● **Task brief**
Copy all lines below exactly as written. Leave pictures out.

● **Source material**
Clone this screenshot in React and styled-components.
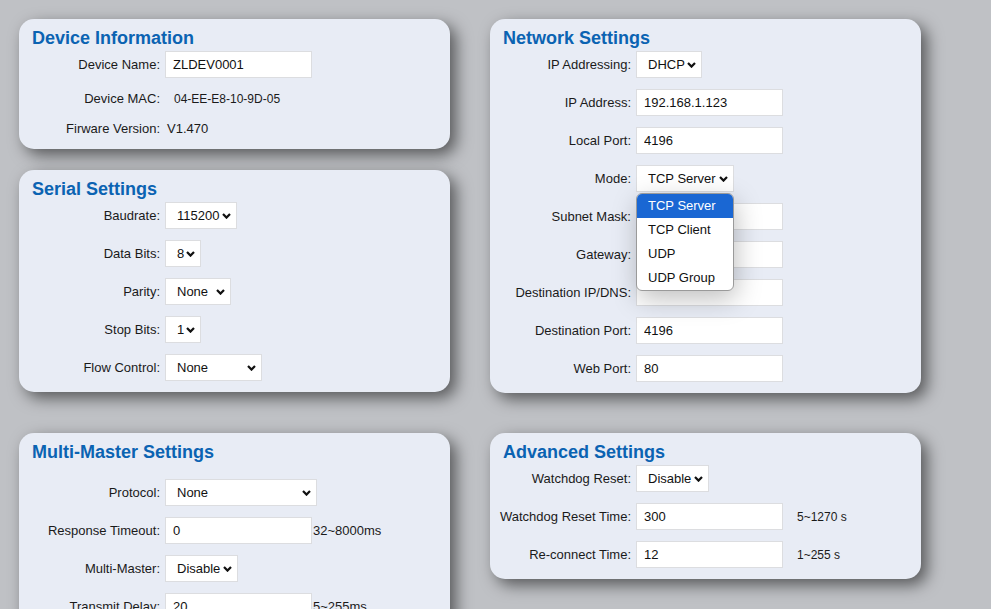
import React from "react"
import styled, { createGlobalStyle } from "styled-components"

const GlobalStyle = createGlobalStyle`
  html {
    overflow: hidden;
    background: #bfc1c5;
  }
  body {
    margin: 0;
    background: #bfc1c5;
    font-family: "Liberation Sans", Arial, sans-serif;
    color: #1a1a1a;
  }
`

const Page = styled.div`
  display: grid;
  grid-template-columns: 431px 431px;
  column-gap: 40px;
  row-gap: 40px;
  align-items: start;
  padding: 19px;
`

const Column = styled.div`
  display: flex;
  flex-direction: column;
  gap: 21px;
`

const Card = styled.section`
  background: #e8ecf5;
  border-radius: 15px;
  box-shadow: 6px 6px 16px rgba(0, 0, 0, 0.55);
  padding: 9px 12px 11px 9px;
`

const Title = styled.h2`
  margin: 0 0 ${(p) => (p.$spaced ? 16 : 2)}px 4px;
  font-size: 18px;
  line-height: 21px;
  font-weight: bold;
  color: #0b63b2;
`

const Form = styled.div`
  display: flex;
  flex-direction: column;
  gap: 11px;
`

const Row = styled.div`
  display: flex;
  align-items: center;
  min-height: ${(p) => (p.$text ? 19 : 27)}px;
`

const Label = styled.label`
  width: 132px;
  flex-shrink: 0;
  margin-right: 5px;
  text-align: right;
  font-size: 13px;
  white-space: nowrap;
`

const Value = styled.span`
  font-size: ${(p) => (p.$small ? 12 : 13)}px;
  margin-left: ${(p) => p.$indent}px;
`

const TextInput = styled.input`
  box-sizing: border-box;
  width: 147px;
  height: 27px;
  margin: 0;
  padding: 0 7px;
  border: 1px solid #dcdde0;
  background: #fff;
  font-family: inherit;
  font-size: 13px;
  color: #111;
  outline: none;
`

const Hint = styled.span`
  font-size: ${(p) => (p.$small ? 12 : 13)}px;
  margin-left: ${(p) => (p.$small ? 14 : 1)}px;
  white-space: nowrap;
`

const SelectWrap = styled.div`
  position: relative;
`

const SelectBox = styled.div`
  box-sizing: border-box;
  display: flex;
  align-items: center;
  justify-content: space-between;
  width: ${(p) => p.$width}px;
  height: 27px;
  padding: 0 5px 0 11px;
  border: 1px solid #dcdde0;
  background: #fff;
  font-size: 13px;
  color: #111;
  white-space: nowrap;
`

const Menu = styled.ul`
  position: absolute;
  top: calc(100% + 1px);
  left: 0;
  z-index: 5;
  box-sizing: border-box;
  width: 98px;
  margin: 0;
  padding: 0;
  list-style: none;
  background: #fff;
  border: 1px solid #9a9a9a;
  border-radius: 6px;
  overflow: hidden;
  box-shadow: 2px 8px 26px rgba(0, 0, 0, 0.25);
`

const MenuItem = styled.li`
  height: 24px;
  line-height: 24px;
  padding-left: 11px;
  font-size: 13px;
  color: ${(p) => (p.$active ? "#fff" : "#111")};
  background: ${(p) => (p.$active ? "#1a67d3" : "transparent")};
`

function Chevron() {
  return (
    <svg width="9" height="6" viewBox="0 0 9 6">
      <path d="M1 1 L4.5 4.6 L8 1" fill="none" stroke="#111" strokeWidth="2.2" />
    </svg>
  )
}

function Select({ value, width, options }) {
  return (
    <SelectWrap>
      <SelectBox $width={width}>
        <span>{value}</span>
        <Chevron />
      </SelectBox>
      {options && (
        <Menu>
          {options.map((o) => (
            <MenuItem key={o} $active={o === value}>
              {o}
            </MenuItem>
          ))}
        </Menu>
      )}
    </SelectWrap>
  )
}

function Field({ label, children, text }) {
  return (
    <Row $text={text}>
      <Label>{label}</Label>
      {children}
    </Row>
  )
}

export default function App() {
  return (
    <>
      <GlobalStyle />
      <Page>
        <Column>
          <Card>
            <Title>Device Information</Title>
            <Form>
              <Field label="Device Name:">
                <TextInput defaultValue="ZLDEV0001" />
              </Field>
              <Field label="Device MAC:" text>
                <Value $small $indent={9}>04-EE-E8-10-9D-05</Value>
              </Field>
              <Field label="Firware Version:" text>
                <Value $indent={2}>V1.470</Value>
              </Field>
            </Form>
          </Card>
          <Card>
            <Title>Serial Settings</Title>
            <Form>
              <Field label="Baudrate:">
                <Select value="115200" width={72} />
              </Field>
              <Field label="Data Bits:">
                <Select value="8" width={36} />
              </Field>
              <Field label="Parity:">
                <Select value="None" width={66} />
              </Field>
              <Field label="Stop Bits:">
                <Select value="1" width={36} />
              </Field>
              <Field label="Flow Control:">
                <Select value="None" width={97} />
              </Field>
            </Form>
          </Card>
        </Column>

        <Card>
          <Title>Network Settings</Title>
          <Form>
            <Field label="IP Addressing:">
              <Select value="DHCP" width={66} />
            </Field>
            <Field label="IP Address:">
              <TextInput defaultValue="192.168.1.123" />
            </Field>
            <Field label="Local Port:">
              <TextInput defaultValue="4196" />
            </Field>
            <Field label="Mode:">
              <Select
                value="TCP Server"
                width={98}
                options={["TCP Server", "TCP Client", "UDP", "UDP Group"]}
              />
            </Field>
            <Field label="Subnet Mask:">
              <TextInput defaultValue="" />
            </Field>
            <Field label="Gateway:">
              <TextInput defaultValue="" />
            </Field>
            <Field label="Destination IP/DNS:">
              <TextInput defaultValue="" />
            </Field>
            <Field label="Destination Port:">
              <TextInput defaultValue="4196" />
            </Field>
            <Field label="Web Port:">
              <TextInput defaultValue="80" />
            </Field>
          </Form>
        </Card>

        <Card>
          <Title $spaced>Multi-Master Settings</Title>
          <Form>
            <Field label="Protocol:">
              <Select value="None" width={152} />
            </Field>
            <Field label="Response Timeout:">
              <TextInput defaultValue="0" />
              <Hint>32~8000ms</Hint>
            </Field>
            <Field label="Multi-Master:">
              <Select value="Disable" width={73} />
            </Field>
            <Field label="Transmit Delay:">
              <TextInput defaultValue="20" />
              <Hint>5~255ms</Hint>
            </Field>
          </Form>
        </Card>

        <Card>
          <Title>Advanced Settings</Title>
          <Form>
            <Field label="Watchdog Reset:">
              <Select value="Disable" width={73} />
            </Field>
            <Field label="Watchdog Reset Time:">
              <TextInput defaultValue="300" />
              <Hint $small>5~1270 s</Hint>
            </Field>
            <Field label="Re-connect Time:">
              <TextInput defaultValue="12" />
              <Hint $small>1~255 s</Hint>
            </Field>
          </Form>
        </Card>
      </Page>
    </>
  )
}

● **Solution to this problem**
Clone this screenshot in React and styled-components.
import React from "react"
import styled, { createGlobalStyle } from "styled-components"

const GlobalStyle = createGlobalStyle`
  html {
    overflow: hidden;
    background: #bfc1c5;
  }
  body {
    margin: 0;
    background: #bfc1c5;
    font-family: "Liberation Sans", Arial, sans-serif;
    color: #1a1a1a;
  }
`

const Page = styled.div`
  display: grid;
  grid-template-columns: 431px 431px;
  column-gap: 40px;
  row-gap: 40px;
  align-items: start;
  padding: 19px;
`

const Column = styled.div`
  display: flex;
  flex-direction: column;
  gap: 21px;
`

const Card = styled.section`
  background: #e8ecf5;
  border-radius: 15px;
  box-shadow: 6px 6px 16px rgba(0, 0, 0, 0.55);
  padding: 9px 12px 11px 9px;
`

const Title = styled.h2`
  margin: 0 0 ${(p) => (p.$spaced ? 16 : 2)}px 4px;
  font-size: 18px;
  line-height: 21px;
  font-weight: bold;
  color: #0b63b2;
`

const Form = styled.div`
  display: flex;
  flex-direction: column;
  gap: 11px;
`

const Row = styled.div`
  display: flex;
  align-items: center;
  min-height: ${(p) => (p.$text ? 19 : 27)}px;
`

const Label = styled.label`
  width: 132px;
  flex-shrink: 0;
  margin-right: 5px;
  text-align: right;
  font-size: 13px;
  white-space: nowrap;
`

const Value = styled.span`
  font-size: ${(p) => (p.$small ? 12 : 13)}px;
  margin-left: ${(p) => p.$indent}px;
`

const TextInput = styled.input`
  box-sizing: border-box;
  width: 147px;
  height: 27px;
  margin: 0;
  padding: 0 7px;
  border: 1px solid #dcdde0;
  background: #fff;
  font-family: inherit;
  font-size: 13px;
  color: #111;
  outline: none;
`

const Hint = styled.span`
  font-size: ${(p) => (p.$small ? 12 : 13)}px;
  margin-left: ${(p) => (p.$small ? 14 : 1)}px;
  white-space: nowrap;
`

const SelectWrap = styled.div`
  position: relative;
`

const SelectBox = styled.div`
  box-sizing: border-box;
  display: flex;
  align-items: center;
  justify-content: space-between;
  width: ${(p) => p.$width}px;
  height: 27px;
  padding: 0 5px 0 11px;
  border: 1px solid #dcdde0;
  background: #fff;
  font-size: 13px;
  color: #111;
  white-space: nowrap;
`

const Menu = styled.ul`
  position: absolute;
  top: calc(100% + 1px);
  left: 0;
  z-index: 5;
  box-sizing: border-box;
  width: 98px;
  margin: 0;
  padding: 0;
  list-style: none;
  background: #fff;
  border: 1px solid #9a9a9a;
  border-radius: 6px;
  overflow: hidden;
  box-shadow: 2px 8px 26px rgba(0, 0, 0, 0.25);
`

const MenuItem = styled.li`
  height: 24px;
  line-height: 24px;
  padding-left: 11px;
  font-size: 13px;
  color: ${(p) => (p.$active ? "#fff" : "#111")};
  background: ${(p) => (p.$active ? "#1a67d3" : "transparent")};
`

function Chevron() {
  return (
    <svg width="9" height="6" viewBox="0 0 9 6">
      <path d="M1 1 L4.5 4.6 L8 1" fill="none" stroke="#111" strokeWidth="2.2" />
    </svg>
  )
}

function Select({ value, width, options }) {
  return (
    <SelectWrap>
      <SelectBox $width={width}>
        <span>{value}</span>
        <Chevron />
      </SelectBox>
      {options && (
        <Menu>
          {options.map((o) => (
            <MenuItem key={o} $active={o === value}>
              {o}
            </MenuItem>
          ))}
        </Menu>
      )}
    </SelectWrap>
  )
}

function Field({ label, children, text }) {
  return (
    <Row $text={text}>
      <Label>{label}</Label>
      {children}
    </Row>
  )
}

export default function App() {
  return (
    <>
      <GlobalStyle />
      <Page>
        <Column>
          <Card>
            <Title>Device Information</Title>
            <Form>
              <Field label="Device Name:">
                <TextInput defaultValue="ZLDEV0001" />
              </Field>
              <Field label="Device MAC:" text>
                <Value $small $indent={9}>04-EE-E8-10-9D-05</Value>
              </Field>
              <Field label="Firware Version:" text>
                <Value $indent={2}>V1.470</Value>
              </Field>
            </Form>
          </Card>
          <Card>
            <Title>Serial Settings</Title>
            <Form>
              <Field label="Baudrate:">
                <Select value="115200" width={72} />
              </Field>
              <Field label="Data Bits:">
                <Select value="8" width={36} />
              </Field>
              <Field label="Parity:">
                <Select value="None" width={66} />
              </Field>
              <Field label="Stop Bits:">
                <Select value="1" width={36} />
              </Field>
              <Field label="Flow Control:">
                <Select value="None" width={97} />
              </Field>
            </Form>
          </Card>
        </Column>

        <Card>
          <Title>Network Settings</Title>
          <Form>
            <Field label="IP Addressing:">
              <Select value="DHCP" width={66} />
            </Field>
            <Field label="IP Address:">
              <TextInput defaultValue="192.168.1.123" />
            </Field>
            <Field label="Local Port:">
              <TextInput defaultValue="4196" />
            </Field>
            <Field label="Mode:">
              <Select
                value="TCP Server"
                width={98}
                options={["TCP Server", "TCP Client", "UDP", "UDP Group"]}
              />
            </Field>
            <Field label="Subnet Mask:">
              <TextInput defaultValue="" />
            </Field>
            <Field label="Gateway:">
              <TextInput defaultValue="" />
            </Field>
            <Field label="Destination IP/DNS:">
              <TextInput defaultValue="" />
            </Field>
            <Field label="Destination Port:">
              <TextInput defaultValue="4196" />
            </Field>
            <Field label="Web Port:">
              <TextInput defaultValue="80" />
            </Field>
          </Form>
        </Card>

        <Card>
          <Title $spaced>Multi-Master Settings</Title>
          <Form>
            <Field label="Protocol:">
              <Select value="None" width={152} />
            </Field>
            <Field label="Response Timeout:">
              <TextInput defaultValue="0" />
              <Hint>32~8000ms</Hint>
            </Field>
            <Field label="Multi-Master:">
              <Select value="Disable" width={73} />
            </Field>
            <Field label="Transmit Delay:">
              <TextInput defaultValue="20" />
              <Hint>5~255ms</Hint>
            </Field>
          </Form>
        </Card>

        <Card>
          <Title>Advanced Settings</Title>
          <Form>
            <Field label="Watchdog Reset:">
              <Select value="Disable" width={73} />
            </Field>
            <Field label="Watchdog Reset Time:">
              <TextInput defaultValue="300" />
              <Hint $small>5~1270 s</Hint>
            </Field>
            <Field label="Re-connect Time:">
              <TextInput defaultValue="12" />
              <Hint $small>1~255 s</Hint>
            </Field>
          </Form>
        </Card>
      </Page>
    </>
  )
}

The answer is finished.